Monday, March 5, 2018

Mummies take Center Stage at the Toledo Museum of Art

The Mummies exhibit at TMA. Teddy admires the 1906 guide to the fledgling collection. The colorful
 background of  this collage is an abstract art work on sale at the Museum Shop, along with the beautiful glass bowls.  
As someone who loves Egypt I was happy to join my friend Teddy to see the new Mummies exhibit at the Toledo Museum of Art.

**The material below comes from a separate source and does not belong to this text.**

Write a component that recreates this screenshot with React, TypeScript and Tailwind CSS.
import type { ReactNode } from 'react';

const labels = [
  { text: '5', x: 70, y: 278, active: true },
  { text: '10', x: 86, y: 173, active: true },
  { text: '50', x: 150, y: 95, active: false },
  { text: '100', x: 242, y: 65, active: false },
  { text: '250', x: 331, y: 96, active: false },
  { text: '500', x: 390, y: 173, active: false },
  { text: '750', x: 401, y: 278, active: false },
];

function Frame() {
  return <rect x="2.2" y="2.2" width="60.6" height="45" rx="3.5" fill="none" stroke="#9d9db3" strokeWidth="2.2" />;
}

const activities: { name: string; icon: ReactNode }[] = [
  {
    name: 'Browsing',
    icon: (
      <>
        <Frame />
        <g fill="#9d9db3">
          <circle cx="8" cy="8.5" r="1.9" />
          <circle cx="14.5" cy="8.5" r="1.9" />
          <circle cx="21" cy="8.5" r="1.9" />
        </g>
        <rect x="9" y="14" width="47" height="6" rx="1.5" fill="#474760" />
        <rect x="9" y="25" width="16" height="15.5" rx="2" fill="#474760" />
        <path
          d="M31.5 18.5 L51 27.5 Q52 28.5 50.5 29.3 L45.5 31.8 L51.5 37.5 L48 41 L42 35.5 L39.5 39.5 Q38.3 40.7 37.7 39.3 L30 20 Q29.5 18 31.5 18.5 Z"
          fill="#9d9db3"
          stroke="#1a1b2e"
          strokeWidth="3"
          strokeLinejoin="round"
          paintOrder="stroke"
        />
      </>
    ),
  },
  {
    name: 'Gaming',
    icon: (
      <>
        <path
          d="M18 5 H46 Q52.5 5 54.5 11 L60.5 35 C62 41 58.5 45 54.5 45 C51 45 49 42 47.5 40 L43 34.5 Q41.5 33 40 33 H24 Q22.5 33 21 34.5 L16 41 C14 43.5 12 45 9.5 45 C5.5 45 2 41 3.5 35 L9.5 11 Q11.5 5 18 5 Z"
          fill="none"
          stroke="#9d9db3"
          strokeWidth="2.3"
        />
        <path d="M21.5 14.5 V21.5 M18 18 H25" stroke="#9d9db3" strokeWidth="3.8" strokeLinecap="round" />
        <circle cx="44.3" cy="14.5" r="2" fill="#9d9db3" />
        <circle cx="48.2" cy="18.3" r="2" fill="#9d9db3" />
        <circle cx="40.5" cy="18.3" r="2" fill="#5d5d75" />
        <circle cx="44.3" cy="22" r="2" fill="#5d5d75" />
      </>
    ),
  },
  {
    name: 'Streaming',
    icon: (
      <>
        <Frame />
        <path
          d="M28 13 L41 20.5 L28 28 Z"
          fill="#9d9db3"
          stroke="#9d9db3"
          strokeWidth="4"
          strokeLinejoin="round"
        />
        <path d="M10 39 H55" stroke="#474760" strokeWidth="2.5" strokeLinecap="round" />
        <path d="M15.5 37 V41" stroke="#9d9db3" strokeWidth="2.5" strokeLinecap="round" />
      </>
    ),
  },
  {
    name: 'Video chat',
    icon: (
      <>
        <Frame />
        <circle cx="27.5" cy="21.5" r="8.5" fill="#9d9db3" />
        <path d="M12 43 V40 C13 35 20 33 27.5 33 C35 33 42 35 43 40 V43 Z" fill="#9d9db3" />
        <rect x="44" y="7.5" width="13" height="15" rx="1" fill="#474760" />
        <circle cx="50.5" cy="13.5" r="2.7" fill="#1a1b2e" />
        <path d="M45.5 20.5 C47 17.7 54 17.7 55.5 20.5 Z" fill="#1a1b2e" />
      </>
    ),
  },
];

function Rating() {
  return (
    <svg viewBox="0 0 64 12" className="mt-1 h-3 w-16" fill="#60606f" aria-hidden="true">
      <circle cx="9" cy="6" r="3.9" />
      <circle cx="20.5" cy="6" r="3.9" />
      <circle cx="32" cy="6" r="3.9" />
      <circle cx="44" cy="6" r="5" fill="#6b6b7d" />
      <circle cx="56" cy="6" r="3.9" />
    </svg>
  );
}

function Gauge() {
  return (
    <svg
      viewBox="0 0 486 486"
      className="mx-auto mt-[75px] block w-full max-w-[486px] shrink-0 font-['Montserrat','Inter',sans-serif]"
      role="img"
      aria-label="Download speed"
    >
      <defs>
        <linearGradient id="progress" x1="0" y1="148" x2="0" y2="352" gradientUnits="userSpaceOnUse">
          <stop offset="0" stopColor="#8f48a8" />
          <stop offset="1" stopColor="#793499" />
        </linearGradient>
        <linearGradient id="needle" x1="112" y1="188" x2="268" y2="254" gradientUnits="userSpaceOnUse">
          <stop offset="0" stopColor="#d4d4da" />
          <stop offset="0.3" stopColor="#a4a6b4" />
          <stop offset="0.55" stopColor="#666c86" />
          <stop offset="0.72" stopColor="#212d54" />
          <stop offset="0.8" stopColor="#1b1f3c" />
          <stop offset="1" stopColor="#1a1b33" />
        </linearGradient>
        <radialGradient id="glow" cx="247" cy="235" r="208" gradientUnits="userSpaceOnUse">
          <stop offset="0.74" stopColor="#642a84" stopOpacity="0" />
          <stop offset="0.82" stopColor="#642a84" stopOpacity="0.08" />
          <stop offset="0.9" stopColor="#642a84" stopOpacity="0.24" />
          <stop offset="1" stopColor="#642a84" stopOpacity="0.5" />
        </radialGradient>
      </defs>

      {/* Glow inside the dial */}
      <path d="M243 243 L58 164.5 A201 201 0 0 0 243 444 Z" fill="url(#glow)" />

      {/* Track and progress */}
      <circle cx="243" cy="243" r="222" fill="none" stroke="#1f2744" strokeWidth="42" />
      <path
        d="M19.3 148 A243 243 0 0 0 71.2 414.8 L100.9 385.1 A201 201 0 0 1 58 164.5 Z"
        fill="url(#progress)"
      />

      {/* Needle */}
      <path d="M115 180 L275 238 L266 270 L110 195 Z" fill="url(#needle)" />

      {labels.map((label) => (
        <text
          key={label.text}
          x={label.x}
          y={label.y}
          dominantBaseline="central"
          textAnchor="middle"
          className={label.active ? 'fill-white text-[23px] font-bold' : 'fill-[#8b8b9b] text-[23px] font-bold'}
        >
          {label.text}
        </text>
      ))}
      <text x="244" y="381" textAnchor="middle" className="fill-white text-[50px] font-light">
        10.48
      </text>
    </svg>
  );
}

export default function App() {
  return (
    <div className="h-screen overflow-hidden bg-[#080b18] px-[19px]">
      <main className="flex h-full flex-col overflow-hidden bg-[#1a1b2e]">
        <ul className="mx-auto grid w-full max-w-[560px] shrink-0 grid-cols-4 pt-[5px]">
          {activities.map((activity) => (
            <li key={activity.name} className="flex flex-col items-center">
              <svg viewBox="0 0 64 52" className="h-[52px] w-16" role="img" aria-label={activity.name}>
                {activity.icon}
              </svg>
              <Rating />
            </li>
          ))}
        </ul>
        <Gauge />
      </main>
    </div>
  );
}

The pieces in this exhibit were collected by the founders of the Museum, Edward Drummond Libbey and Florence Scott Libbey, on a trip they made to Egypt in 1906.  They bought 239 ancient Egyptian artifacts and art works, including Mummy of an Old Man and Mummy of a Young Priest, for the new museum they had founded five years earlier.  The exhibit guide notes that the Libbey's added two rooms to the original museum on Madison and 13th Street to show their collection, which proved very popular.  It's a piece of Toledo history, among many, that I never knew and am happily just learning.
An excellent guide to the exhibit, with
thoughtful & studied commentary on
the meaning of "cultural appropriation"
and "the ethics of exhibiting mummies."
The exhibit focuses on the popularization of everything Egyptian at the turn of the century and again with the discovery of King Tut's tomb in 1922. Egyptomania!

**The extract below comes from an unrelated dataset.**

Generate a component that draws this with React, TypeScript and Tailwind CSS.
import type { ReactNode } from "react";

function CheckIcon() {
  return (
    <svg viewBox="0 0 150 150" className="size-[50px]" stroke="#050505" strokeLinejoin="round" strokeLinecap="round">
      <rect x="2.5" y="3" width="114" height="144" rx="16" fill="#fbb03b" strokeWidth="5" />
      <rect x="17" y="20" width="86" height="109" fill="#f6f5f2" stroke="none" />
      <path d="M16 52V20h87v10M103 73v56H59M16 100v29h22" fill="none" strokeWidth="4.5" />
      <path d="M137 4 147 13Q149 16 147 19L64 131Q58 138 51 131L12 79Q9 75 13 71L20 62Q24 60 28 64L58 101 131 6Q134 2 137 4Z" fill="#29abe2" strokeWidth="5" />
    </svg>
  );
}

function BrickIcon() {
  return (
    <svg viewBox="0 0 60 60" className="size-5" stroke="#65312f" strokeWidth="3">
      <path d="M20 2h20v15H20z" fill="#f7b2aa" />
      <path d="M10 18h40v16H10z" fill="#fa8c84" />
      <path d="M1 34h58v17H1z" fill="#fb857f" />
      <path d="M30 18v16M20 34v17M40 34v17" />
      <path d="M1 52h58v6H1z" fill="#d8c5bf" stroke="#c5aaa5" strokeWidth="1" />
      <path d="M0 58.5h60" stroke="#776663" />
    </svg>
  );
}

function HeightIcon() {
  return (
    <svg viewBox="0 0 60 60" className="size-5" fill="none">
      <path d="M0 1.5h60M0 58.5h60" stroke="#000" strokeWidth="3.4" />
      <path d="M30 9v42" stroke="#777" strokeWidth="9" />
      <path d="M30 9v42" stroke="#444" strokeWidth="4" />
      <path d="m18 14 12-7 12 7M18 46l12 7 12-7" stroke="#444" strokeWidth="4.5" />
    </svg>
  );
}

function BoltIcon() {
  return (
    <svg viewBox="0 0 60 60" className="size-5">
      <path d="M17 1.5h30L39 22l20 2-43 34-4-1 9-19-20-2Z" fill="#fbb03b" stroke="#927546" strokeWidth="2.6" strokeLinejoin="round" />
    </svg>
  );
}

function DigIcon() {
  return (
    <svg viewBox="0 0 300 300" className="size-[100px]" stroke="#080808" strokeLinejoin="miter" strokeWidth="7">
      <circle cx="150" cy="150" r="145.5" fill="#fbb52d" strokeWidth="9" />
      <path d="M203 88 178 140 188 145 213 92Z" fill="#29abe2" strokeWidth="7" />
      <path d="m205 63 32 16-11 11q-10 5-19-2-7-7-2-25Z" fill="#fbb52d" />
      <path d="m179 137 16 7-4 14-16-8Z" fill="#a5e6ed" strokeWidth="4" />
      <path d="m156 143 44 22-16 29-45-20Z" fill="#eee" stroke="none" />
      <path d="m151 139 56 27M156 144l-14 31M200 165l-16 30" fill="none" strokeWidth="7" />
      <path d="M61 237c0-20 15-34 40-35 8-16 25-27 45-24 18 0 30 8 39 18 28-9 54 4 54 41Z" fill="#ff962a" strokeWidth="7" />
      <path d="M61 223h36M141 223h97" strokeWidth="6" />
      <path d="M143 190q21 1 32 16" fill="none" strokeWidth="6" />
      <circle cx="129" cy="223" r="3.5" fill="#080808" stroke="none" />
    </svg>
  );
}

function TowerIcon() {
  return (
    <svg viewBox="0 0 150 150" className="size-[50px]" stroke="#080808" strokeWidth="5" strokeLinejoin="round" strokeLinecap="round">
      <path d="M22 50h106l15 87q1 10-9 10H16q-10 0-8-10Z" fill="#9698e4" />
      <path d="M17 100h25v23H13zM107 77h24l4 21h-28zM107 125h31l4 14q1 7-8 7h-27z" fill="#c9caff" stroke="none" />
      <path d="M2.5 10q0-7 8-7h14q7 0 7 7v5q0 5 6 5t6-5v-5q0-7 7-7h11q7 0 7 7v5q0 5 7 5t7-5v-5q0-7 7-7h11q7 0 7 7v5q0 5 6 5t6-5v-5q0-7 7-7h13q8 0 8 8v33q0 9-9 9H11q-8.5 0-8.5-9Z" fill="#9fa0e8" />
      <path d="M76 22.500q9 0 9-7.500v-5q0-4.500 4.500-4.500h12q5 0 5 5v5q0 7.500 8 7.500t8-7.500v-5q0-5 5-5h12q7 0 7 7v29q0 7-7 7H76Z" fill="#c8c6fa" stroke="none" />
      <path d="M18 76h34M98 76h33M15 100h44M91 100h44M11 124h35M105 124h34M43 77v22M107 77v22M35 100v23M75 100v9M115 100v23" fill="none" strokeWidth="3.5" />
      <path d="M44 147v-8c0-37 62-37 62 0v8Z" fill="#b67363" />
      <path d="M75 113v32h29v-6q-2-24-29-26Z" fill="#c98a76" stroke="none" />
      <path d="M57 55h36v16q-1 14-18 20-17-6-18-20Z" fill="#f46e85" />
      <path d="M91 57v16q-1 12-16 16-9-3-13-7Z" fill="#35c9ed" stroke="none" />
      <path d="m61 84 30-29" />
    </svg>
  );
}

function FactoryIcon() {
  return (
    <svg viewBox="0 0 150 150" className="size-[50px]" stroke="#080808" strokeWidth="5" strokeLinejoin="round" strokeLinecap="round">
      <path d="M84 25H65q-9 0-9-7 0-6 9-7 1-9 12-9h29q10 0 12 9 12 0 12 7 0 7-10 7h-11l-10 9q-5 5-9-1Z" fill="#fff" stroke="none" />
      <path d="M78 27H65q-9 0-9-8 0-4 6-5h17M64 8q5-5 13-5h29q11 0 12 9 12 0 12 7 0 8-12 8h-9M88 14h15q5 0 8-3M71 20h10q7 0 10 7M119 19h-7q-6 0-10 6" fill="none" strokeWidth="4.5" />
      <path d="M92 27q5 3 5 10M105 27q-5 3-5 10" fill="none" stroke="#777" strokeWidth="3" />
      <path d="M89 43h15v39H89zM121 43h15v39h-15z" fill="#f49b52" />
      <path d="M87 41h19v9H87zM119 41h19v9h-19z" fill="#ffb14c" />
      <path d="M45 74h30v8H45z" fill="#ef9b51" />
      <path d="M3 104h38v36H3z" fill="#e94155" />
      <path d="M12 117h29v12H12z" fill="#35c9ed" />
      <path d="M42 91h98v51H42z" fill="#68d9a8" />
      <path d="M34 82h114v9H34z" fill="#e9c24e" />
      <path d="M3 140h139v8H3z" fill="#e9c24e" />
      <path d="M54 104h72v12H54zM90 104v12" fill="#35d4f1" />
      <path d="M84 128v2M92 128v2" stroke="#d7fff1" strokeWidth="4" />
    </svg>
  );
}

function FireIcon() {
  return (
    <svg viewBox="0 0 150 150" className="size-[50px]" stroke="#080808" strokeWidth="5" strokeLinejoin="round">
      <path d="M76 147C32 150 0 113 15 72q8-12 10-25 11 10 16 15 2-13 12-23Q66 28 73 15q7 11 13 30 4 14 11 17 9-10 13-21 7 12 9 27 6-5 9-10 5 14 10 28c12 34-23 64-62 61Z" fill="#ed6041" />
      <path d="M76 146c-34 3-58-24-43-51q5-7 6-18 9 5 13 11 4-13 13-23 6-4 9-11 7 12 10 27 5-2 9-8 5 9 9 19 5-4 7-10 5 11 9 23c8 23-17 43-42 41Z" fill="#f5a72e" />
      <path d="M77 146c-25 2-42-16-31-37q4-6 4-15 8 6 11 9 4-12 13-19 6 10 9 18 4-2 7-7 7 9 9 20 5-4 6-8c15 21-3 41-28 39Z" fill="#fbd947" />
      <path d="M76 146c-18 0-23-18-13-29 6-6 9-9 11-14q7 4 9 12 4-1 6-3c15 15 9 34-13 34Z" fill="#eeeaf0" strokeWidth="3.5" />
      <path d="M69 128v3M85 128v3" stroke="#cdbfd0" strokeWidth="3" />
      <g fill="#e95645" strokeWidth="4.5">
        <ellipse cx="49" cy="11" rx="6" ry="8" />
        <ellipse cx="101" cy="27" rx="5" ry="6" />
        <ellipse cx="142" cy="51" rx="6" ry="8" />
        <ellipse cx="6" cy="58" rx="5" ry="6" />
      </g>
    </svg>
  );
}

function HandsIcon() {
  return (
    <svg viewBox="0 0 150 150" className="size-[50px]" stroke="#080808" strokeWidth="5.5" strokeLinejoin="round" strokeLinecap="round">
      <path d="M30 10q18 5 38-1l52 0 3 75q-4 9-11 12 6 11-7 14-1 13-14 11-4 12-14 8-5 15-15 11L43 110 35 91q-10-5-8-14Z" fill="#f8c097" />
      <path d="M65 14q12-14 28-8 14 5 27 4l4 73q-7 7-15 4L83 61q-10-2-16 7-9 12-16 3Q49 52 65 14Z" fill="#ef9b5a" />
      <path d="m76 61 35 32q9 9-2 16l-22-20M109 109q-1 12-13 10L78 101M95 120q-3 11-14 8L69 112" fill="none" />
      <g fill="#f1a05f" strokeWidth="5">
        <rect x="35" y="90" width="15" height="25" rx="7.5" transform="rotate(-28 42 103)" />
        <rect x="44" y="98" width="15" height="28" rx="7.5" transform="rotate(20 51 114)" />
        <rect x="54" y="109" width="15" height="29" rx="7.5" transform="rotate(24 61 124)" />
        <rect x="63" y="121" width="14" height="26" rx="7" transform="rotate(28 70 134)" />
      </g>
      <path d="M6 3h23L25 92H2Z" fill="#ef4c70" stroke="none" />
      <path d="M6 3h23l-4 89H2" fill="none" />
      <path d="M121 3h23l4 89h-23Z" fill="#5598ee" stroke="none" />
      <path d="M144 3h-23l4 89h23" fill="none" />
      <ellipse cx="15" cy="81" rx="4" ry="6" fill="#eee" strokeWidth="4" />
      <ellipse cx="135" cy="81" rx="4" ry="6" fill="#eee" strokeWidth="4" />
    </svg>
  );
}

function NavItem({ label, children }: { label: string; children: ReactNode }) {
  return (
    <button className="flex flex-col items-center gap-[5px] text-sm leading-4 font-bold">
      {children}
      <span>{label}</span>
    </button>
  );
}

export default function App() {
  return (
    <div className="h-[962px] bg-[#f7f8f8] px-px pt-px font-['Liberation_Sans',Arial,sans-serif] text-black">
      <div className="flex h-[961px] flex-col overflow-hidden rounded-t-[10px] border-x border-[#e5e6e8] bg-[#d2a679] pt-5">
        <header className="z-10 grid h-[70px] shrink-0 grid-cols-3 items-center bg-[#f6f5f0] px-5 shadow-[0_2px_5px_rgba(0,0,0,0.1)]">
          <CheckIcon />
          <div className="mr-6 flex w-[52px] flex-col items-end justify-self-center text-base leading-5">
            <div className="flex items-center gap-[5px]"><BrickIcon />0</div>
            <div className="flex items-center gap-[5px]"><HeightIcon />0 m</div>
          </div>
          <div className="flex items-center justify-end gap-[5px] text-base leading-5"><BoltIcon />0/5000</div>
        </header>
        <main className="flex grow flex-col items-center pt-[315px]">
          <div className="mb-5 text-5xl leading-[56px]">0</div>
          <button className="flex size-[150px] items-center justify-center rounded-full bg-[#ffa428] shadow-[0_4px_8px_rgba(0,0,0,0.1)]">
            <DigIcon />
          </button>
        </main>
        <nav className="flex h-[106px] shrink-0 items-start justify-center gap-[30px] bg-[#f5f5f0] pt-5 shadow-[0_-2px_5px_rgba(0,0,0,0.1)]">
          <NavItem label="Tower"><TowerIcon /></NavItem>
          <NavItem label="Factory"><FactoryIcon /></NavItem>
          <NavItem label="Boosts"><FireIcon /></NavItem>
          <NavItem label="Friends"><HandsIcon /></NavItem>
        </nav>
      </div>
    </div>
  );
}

From the 19th century to the present day, imagery from ancient Egypt has been appropriated for architecture and design, advertisement, cosmetics, plays and novels and popular culture.  As the guide thoughtfully notes "Appropriation, or the borrowing and alteration of images and cultural heritage, changes the context of what you see and what it means.  It can cause us to lose sight of the real people and rich history of a culture/civilization in favor of stereotypes and misunderstandings."  This is a caution well worth considering. I greatly appreciate its inclusion in the guide.

The two mummies the Libbey's purchased from Egypt are on display. They are the focus of the exhibition, which considers mummies in the context of Egyptomania, while also examining their original role within ancient Egyptian religious beliefs. (All information about the exhibit from the Museum guide or panel notes and descriptions accompanying the art.)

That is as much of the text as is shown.